Officials have been grappling with the situation along the US-Mexico border and its ramifications since the early days of the administration, as an increasing number of migrants, particularly children, arrived. The administration faced swift criticism from both sides of the aisle for their handling of the border. Republicans seized on Biden’s immigration policies, arguing they’re encouraging migrants to journey north, while immigrant advocates slammed officials for continuing to rely on a Trump-era policy that allows the swift expulsion of single adults and families attempting to illegally cross the US southern border.
On Thursday, Homeland Security Secretary Alejandro Mayorkas is testifying before the Senate Homeland Security Committee on the actions that have been taken to address the influx of minors at the US-Mexico border.
For now, border arrests appear to have leveled off, but hurdles remain.
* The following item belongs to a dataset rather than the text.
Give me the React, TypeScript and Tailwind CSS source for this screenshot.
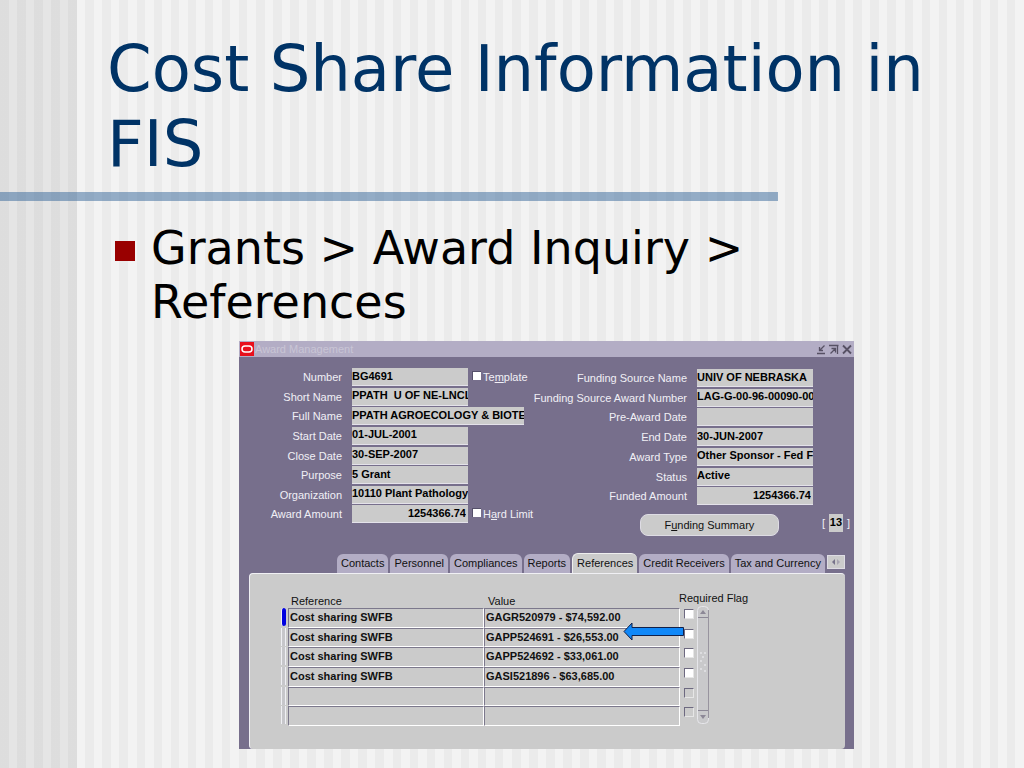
import React from "react";
import clsx from "clsx";

interface Field {
    id: string
    label: string
    value: string
    wide?: boolean
    right?: boolean
    check?: React.ReactNode
}

const awardFields: Field[] = [
    { id: "number", label: "Number", value: "BG4691", check: <>Te<u>m</u>plate</> },
    { id: "short-name", label: "Short Name", value: "PPATH  U OF NE-LNCL" },
    { id: "full-name", label: "Full Name", value: "PPATH AGROECOLOGY & BIOTECH", wide: true },
    { id: "start-date", label: "Start Date", value: "01-JUL-2001" },
    { id: "close-date", label: "Close Date", value: "30-SEP-2007" },
    { id: "purpose", label: "Purpose", value: "5 Grant" },
    { id: "organization", label: "Organization", value: "10110 Plant Pathology" },
    { id: "award-amount", label: "Award Amount", value: "1254366.74", right: true, check: <>H<u>a</u>rd Limit</> },
]

const fundingFields: Field[] = [
    { id: "source-name", label: "Funding Source Name", value: "UNIV OF NEBRASKA" },
    { id: "source-number", label: "Funding Source Award Number", value: "LAG-G-00-96-00090-00" },
    { id: "pre-award", label: "Pre-Award Date", value: "" },
    { id: "end-date", label: "End Date", value: "30-JUN-2007" },
    { id: "award-type", label: "Award Type", value: "Other Sponsor - Fed F" },
    { id: "status", label: "Status", value: "Active" },
    { id: "funded", label: "Funded Amount", value: "1254366.74", right: true },
]

const tabs = ["Contacts", "Personnel", "Compliances", "Reports", "References", "Credit Receivers", "Tax and Currency"]

const references = [
    ["Cost sharing SWFB", "GAGR520979 - $74,592.00"],
    ["Cost sharing SWFB", "GAPP524691 - $26,553.00"],
    ["Cost sharing SWFB", "GAPP524692 - $33,061.00"],
    ["Cost sharing SWFB", "GASI521896 - $63,685.00"],
    ["", ""],
    ["", ""],
]

const FieldRow: React.FC<{ field: Field }> = ({ field }) => (
    <div className="flex items-start min-h-0">
        <label htmlFor={field.id} className="flex-1 pt-[3px] pr-[10px] text-right text-[#f1eff6] whitespace-nowrap">
            {field.label}
        </label>
        <div className="flex w-[116px] h-full">
            <input
                id={field.id}
                readOnly
                defaultValue={field.value}
                className={clsx(
                    "h-[18px] shrink-0 bg-[#cbcbcb] border-b border-[#e4e2ea] pb-[2px] font-bold text-black outline-none whitespace-pre",
                    field.wide ? "w-[172px]" : "w-[116px]",
                    field.right && "text-right pr-[2px]"
                )}
            />
            {field.check && (
                <label className="flex items-start gap-[2px] pl-1 text-[#f1eff6] whitespace-nowrap">
                    <input type="checkbox" className="appearance-none mt-[3px] size-[9px] bg-white border-t border-l border-[#55506a]" />
                    <span className="pt-[3px]">{field.check}</span>
                </label>
            )}
        </div>
    </div>
)

const WindowIcons: React.FC = () => (
    <div className="flex gap-[3px] pr-[2px] text-[#575164]">
        <button aria-label="Minimize">
            <svg width="10" height="11" viewBox="0 0 10 11" fill="none" stroke="currentColor">
                <path d="M1 9.5h8M8.5 1.5L4 6M3.500 3v3.500h3.500" strokeWidth="1.3" />
            </svg>
        </button>
        <button aria-label="Restore">
            <svg width="10" height="11" viewBox="0 0 10 11" fill="none" stroke="currentColor">
                <path d="M0 1.5h9.5M8.5 1v9M1.5 9.5L6 5M2.5 4.5h4v4" strokeWidth="1.3" />
            </svg>
        </button>
        <button aria-label="Close">
            <svg width="10" height="11" viewBox="0 0 10 11" fill="none" stroke="currentColor">
                <path d="M1 1.5l8 8M9 1.5l-8 8" strokeWidth="1.8" />
            </svg>
        </button>
    </div>
)

const ScrollBar: React.FC = () => (
    <svg width="13" height="118" viewBox="0 0 13 118" className="shrink-0 mb-[2px]" aria-hidden="true">
        <rect x="0.5" y="0.5" width="11" height="117" rx="4" fill="#c9c9cb" stroke="#e6e6ea" />
        <path d="M11.5 4v108" stroke="#98949f" />
        <path d="M1 11.5h10M1 104.5h10" stroke="#8c8896" />
        <path d="M3 8l3-4 3 4z" fill="#8c8896" />
        <path d="M3 109l3 4 3-4z" fill="#8c8896" />
        <path d="M3 46h2v2h-2zM7 46h2v2h-2zM5 50h2v2h-2zM3 54h2v2h-2zM7 58h2v2h-2zM3 62h2v2h-2zM7 64h2v2h-2z" fill="#dddde0" />
    </svg>
)

const ReferencesTable: React.FC = () => (
    <div className="relative flex items-end">
        <table className="table-fixed border-separate border-spacing-0 w-[416px] h-[132px] text-left">
            <colgroup>
                <col className="w-[7px]" />
                <col className="w-[196px]" />
                <col className="w-[196px]" />
                <col className="w-[17px]" />
            </colgroup>
            <thead>
                <tr className="h-[14px] leading-[14px]">
                    <th />
                    <th className="p-0 pl-[3px] font-normal">Reference</th>
                    <th className="p-0 pl-1 font-normal">Value</th>
                    <th className="p-0 font-normal whitespace-nowrap align-top">
                        <span className="block -ml-px -mt-[3px]">Required Flag</span>
                    </th>
                </tr>
            </thead>
            <tbody>
                {references.map(([name, value], i) => (
                    <tr key={i} className="leading-4">
                        <td className="p-0 align-top">
                            <div className={clsx("w-[5px] h-[18px] border-l border-[#f0f0f4]", i === 0 ? "bg-[#0000e0] rounded-sm" : "bg-[#c6c6ca] border-r")} />
                        </td>
                        <td className="p-0 pl-px border-l border-r border-t border-[#7c788c] border-b border-b-white border-r-white font-bold align-top">{name}</td>
                        <td className="p-0 pl-px border-l border-r border-t border-[#7c788c] border-b border-b-white border-r-white font-bold align-top">{value}</td>
                        <td className="p-0 pl-1 align-top">
                            <input
                                type="checkbox"
                                aria-label="Required Flag"
                                disabled={i > 3}
                                className={clsx(
                                    "appearance-none block mt-px size-[10px] border border-t-[#6d6980] border-l-[#6d6980] border-r-[#e6e6e6] border-b-[#e6e6e6]",
                                    i > 3 ? "bg-[#cbcbcb]" : "bg-white"
                                )}
                            />
                        </td>
                    </tr>
                ))}
            </tbody>
        </table>
        <ScrollBar />
        <svg width="61" height="19" viewBox="0 0 61 19" className="absolute left-[342px] top-[28px]" aria-hidden="true">
            <path d="M1 9.5L9 1v4.500h51.500v8H9V18z" fill="#1088f8" stroke="#10204a" />
        </svg>
    </div>
)

const AwardWindow: React.FC = () => (
    <section className="w-[615px] bg-[#776f8c] font-['Liberation_Sans',Arial,sans-serif] text-[11px] leading-[13px] text-[#111]">
        <header className="flex items-center justify-between h-4 bg-[#b3adc5]">
            <div className="flex items-center">
                <svg width="15" height="14" viewBox="0 0 15 14" aria-hidden="true">
                    <rect x="1" width="14" height="14" fill="#e8101c" />
                    <rect x="3" y="4" width="10" height="6" rx="3" fill="none" stroke="#fff" strokeWidth="1.500" />
                </svg>
                <span className="pl-px text-[#c9c5d5]">Award Management</span>
            </div>
            <WindowIcons />
        </header>

        <div className="flex pt-[11px]">
            <div className="grid auto-rows-fr w-[229px] h-[157px]">
                {awardFields.map((f) => <FieldRow key={f.id} field={f} />)}
            </div>
            <div className="flex-1 pr-[41px] pt-px">
                <div className="grid auto-rows-fr h-[138px]">
                    {fundingFields.map((f) => <FieldRow key={f.id} field={f} />)}
                </div>
            </div>
        </div>
        <div className="flex items-center justify-end -mt-[11px] h-[22px] pr-1">
            <button className="w-[139px] h-[22px] mr-[43px] rounded-lg bg-[#cbcbcb] border border-[#dedce4]">F<u>u</u>nding Summary</button>
            <div className="flex items-center gap-1 pb-1 text-[#f1eff6]">
                <span>[</span>
                <span className="w-[14px] h-[18px] bg-[#cbcbcb] font-bold text-center text-black leading-4">13</span>
                <span>]</span>
            </div>
        </div>

        <div className="pl-[10px] pr-[9px] pt-[17px]">
            <div role="tablist" className="flex items-end gap-[2px] pl-[88px]">
                {tabs.map((t) => (
                    <button
                        key={t}
                        role="tab"
                        aria-selected={t === "References"}
                        className={clsx(
                            "px-1 rounded-t-md whitespace-nowrap",
                            t === "References" ? "h-5 bg-[#cbcbcb] border-t border-l border-[#eee]" : "h-[19px] bg-[#b3adc5]"
                        )}
                    >
                        {t}
                    </button>
                ))}
                <button aria-label="More tabs" className="flex items-center justify-center self-start shrink-0 mt-[2px] w-[18px] h-[14px] bg-[#cbcbcb] border border-[#dedce4]">
                    <svg width="10" height="6" viewBox="0 0 10 6"><path d="M4 0v6L1 3z" fill="#77738a" /><path d="M6 0v6l3-3z" fill="#a8a5b2" /></svg>
                </button>
            </div>
            <div className="h-[176px] rounded-sm bg-[#cbcbcb] border-t border-l border-[#f0f0f4] pl-[31px] pt-[20px]">
                <ReferencesTable />
            </div>
        </div>
    </section>
)

const App: React.FC = () => (
    <main className="min-h-screen pt-8 pb-5 font-['DejaVu_Sans',Verdana,sans-serif] bg-[linear-gradient(to_right,rgba(0,0,0,0.06)_7.5%,transparent_7.5%),repeating-linear-gradient(to_right,#ebebeb_0,#ebebeb_calc(100%/120),#f3f3f3_calc(100%/120),#f3f3f3_calc(100%/60))]">
        <h1 className="max-w-[1010px] pl-[107px] text-[64px] leading-[75px] text-[#003366]">Cost Share Information in FIS</h1>
        <div className="mt-[10px] w-[76%] h-[9px] bg-[#336699]/50" />
        <ul className="pl-[115px] pt-5">
            <li className="flex gap-4 max-w-[780px] text-[46px] leading-[54px] text-black">
                <span className="mt-[20px] size-5 shrink-0 bg-[#990000]" />
                <span>Grants &gt; Award Inquiry &gt; References</span>
            </li>
        </ul>
        <div className="mt-3 pl-[239px]">
            <AwardWindow />
        </div>
    </main>
)

export default App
Federal documents obtained by CNN reveal shortages in the number of case managers needed at six temporary facilities, including the San Diego site, for the number of children in care, as well as an ongoing need to continue building bed capacity for children.
For the children, the reunification process can be dizzying. Meybelin’s case, according to her family’s attorney, has bounced around to different case managers, pushing back her release and raising concerns among her family and attorney who say she suffers trauma after being attacked in El Salvador.
“What’s frustrating about this case is there’s a natural brother here, there’s an attorney who knows what they’re doing. But we’re getting a run around. You might expect that if you’re calling Amazon about a lost package, but this is a child,” said Kate Lincoln-Goldfinch, an immigration attorney based in Texas, referring to Meybelin’s older brother.
Meybelin’s parents, Jose and Mirna, spent roughly three weeks fretting over the whereabouts of their 17-year-old daughter who had fled their home country of El Salvador to journey to the US after, they say, she was attacked and the family threatened. CNN is only using their first names due to privacy concerns.
“It hurt,” Jose told CNN in Spanish, as he broke down crying. “My daughter is young. I don’t know if we’ll see her again.”
Jose said he called the Office of Refugee Resettlement hotline every day, around the clock, to try to locate their daughter after she crossed the US-Mexico border. “We called every day. They said we could call 24 hours,” he said.
Since Meybelin was transferred to the San Diego Convention Center, they’ve been able to connect almost weekly, but only for about 10 minutes at a time.
The average time it takes to reunite a child with a sponsor is about 30 days, though officials are trying to shave off time. DHS is participating in an inter-agency task force focused on reuniting kids with their sponsors to identify what support they can lend, a senior Homeland Security official told CNN.
Sponsors, like parents, relatives, or guardians, have to submit paperwork and undergo vetting. Case managers, meanwhile, gather a child’s details and help reunite him/her with a sponsor in the US. But in some cases, young children might arrive with little or no information to identify them.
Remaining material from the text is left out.